Wednesday, December 9, 2009

Exercise Against Heart Disease and Cancer

More Clues on How Exercise Can Protect Against Diseases of Aging

Research suggests another avenue by which exercise guards against heart disease and cancer: telomeres

December 1, 2009 - U.S. News & World Report

Exercise can't stop the years from ticking by, but it certainly appears to protect against some of the diseases of aging. The latest evidence: a new study showing that the white blood cells of endurance athletes had longer telomeres, the tiny, protective units of DNA that cap the end of chromosomes like plastic shoestring tips and grow shorter as cells age. The study, published online by Circulation, may explain how exercise can protect against two big killers: heart disease and cancer. "Younger" white blood cells may be able to more efficiently clear out both abnormal cells that may progress to cancer and the plaques implicated in heart disease.

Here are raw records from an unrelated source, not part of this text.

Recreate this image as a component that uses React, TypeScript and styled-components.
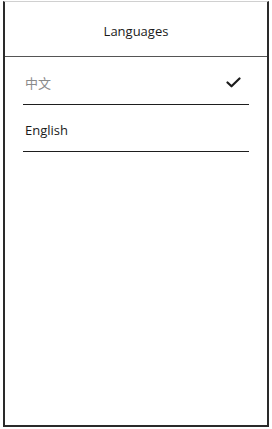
import React, { useState } from 'react'
import styled, { createGlobalStyle } from 'styled-components'

const GlobalStyle = createGlobalStyle`
  html, body {
    margin: 0;
    padding: 0;
    background: #ffffff;
  }
  body {
    font-family: "Open Sans", "Noto Sans CJK SC", sans-serif;
  }
`

const languages = [
  { id: 'zh', label: '中文' },
  { id: 'en', label: 'English' },
]

const App = () => {
  const [selected, setSelected] = useState('zh')

  return (
    <>
      <GlobalStyle />
      <Frame>
        <Header>Languages</Header>
        <LanguageList>
          {languages.map((lang) => (
            <LanguageRow key={lang.id} onClick={() => setSelected(lang.id)}>
              <LanguageLabel $muted={lang.id === 'zh'}>{lang.label}</LanguageLabel>
              {selected === lang.id && (
                <svg width='15' height='11' viewBox='0 0 15 11' fill='none'>
                  <path d='M1.5 5.5 L5.5 9.3 L13.5 1.5' stroke='#1c1c1c' strokeWidth='2.2' strokeLinecap='round' strokeLinejoin='round' />
                </svg>
              )}
            </LanguageRow>
          ))}
        </LanguageList>
      </Frame>
    </>
  )
}

export default App

const Frame = styled.div`
  box-sizing: border-box;
  margin: 1px 0 0 3px;
  width: 266px;
  height: 426px;
  border-top: 1px solid #d0d0d0;
  border-left: 2px solid #2a2a2a;
  border-right: 2px solid #2a2a2a;
  border-bottom: 2px solid #2a2a2a;
  display: flex;
  flex-direction: column;
`

const Header = styled.div`
  box-sizing: border-box;
  height: 55px;
  padding-top: 4px;
  border-bottom: 1px solid #555;
  display: flex;
  align-items: center;
  justify-content: center;
  font-size: 13px;
  color: #1a1a1a;
`

const LanguageList = styled.div`
  display: flex;
  flex-direction: column;
  padding: 0 18px 0 18px;
`

const LanguageRow = styled.div`
  box-sizing: border-box;
  height: 47.5px;
  border-bottom: 1.5px solid #1e1e1e;
  display: flex;
  align-items: center;
  justify-content: space-between;
  padding: 4px 8px 0 2px;
  cursor: pointer;
`

const LanguageLabel = styled.span<{ $muted?: boolean }>`
  font-size: 13px;
  color: ${(p) => (p.$muted ? '#8a8a8a' : '#1a1a1a')};
`
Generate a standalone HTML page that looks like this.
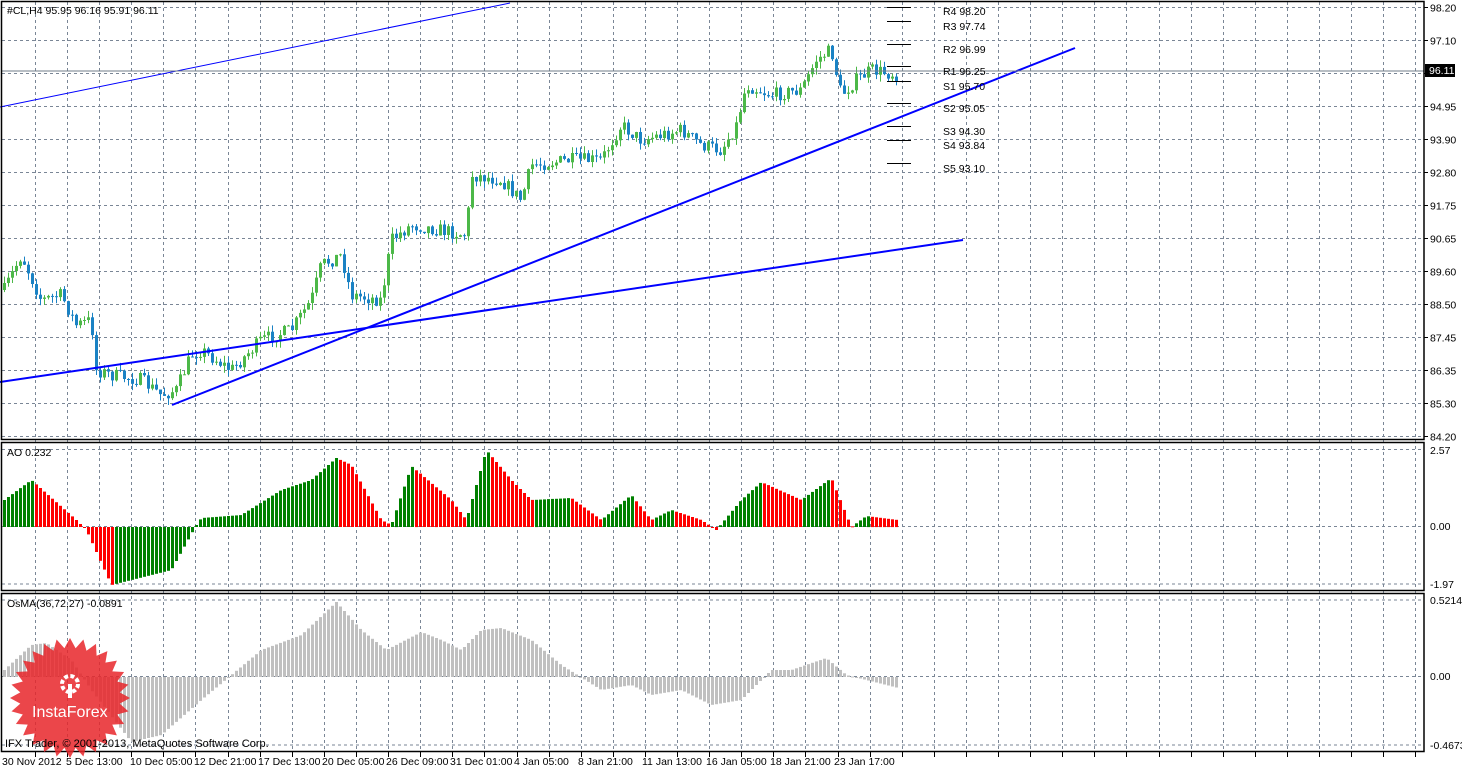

The exercise-heart disease connection is commonly known. Fewer people know that exercise appears to prevent at least some kinds of cancer—predominantly a disease of aging. Scientists have their eyes on several mechanisms, including changes to a number of hormones that are essential to the body but also can fuel cancer growth, says Stephen Hursting, chair of the division of nutritional sciences at the University of Texas-Austin. Caloric restriction can reduce those growth signals and so—though probably by a different route—can exercise, he says. Inflammation and immunity are also thought to play a role in cancer, and exercise seems to tamp down the one and boost the other.

Moreover, specific cancers are uniquely affected by exercise. The reason the odds of colon cancer, for example, are reduced by exercise is probably that it decreases the amount of time food spends in the digestive system, lessening contact between the gut and carcinogens in food. It's thought that breast cancer is encouraged by both inflammation and estrogen exposure, says Christine Friedenreich, leader of population health research at the Alberta Cancer Board in Canada. Exercise cuts the amount of estrogen circulating in the system and may cause changes in the menstrual cycle that reduce exposure to the hormone over many months or years. (One note on cancer and exercise: It's not entirely clear how much of its positive effects are attributable to its melting away of body fat, so you're wise to focus on losing weight as well.)

Somehow, exercise also seems to preserve brain function as you age, too. There's evidence from animal studies that exercise may help generate new neurons, which may give your brainpower a boost, says Arthur Kramer, a neuroscientist at the University of Illinois at Urbana-Champaign. Vigorous activity also may contribute to the creation of new blood vessels in the brain that help forge connections between neurons. It appears, Kramer says, that exercise not only slows negative changes to the brain but also gives you some cognitive reserves, so that even if the plaques implicated in Alzheimer's disease do appear, they don't have the same impact that they would in a couch potato.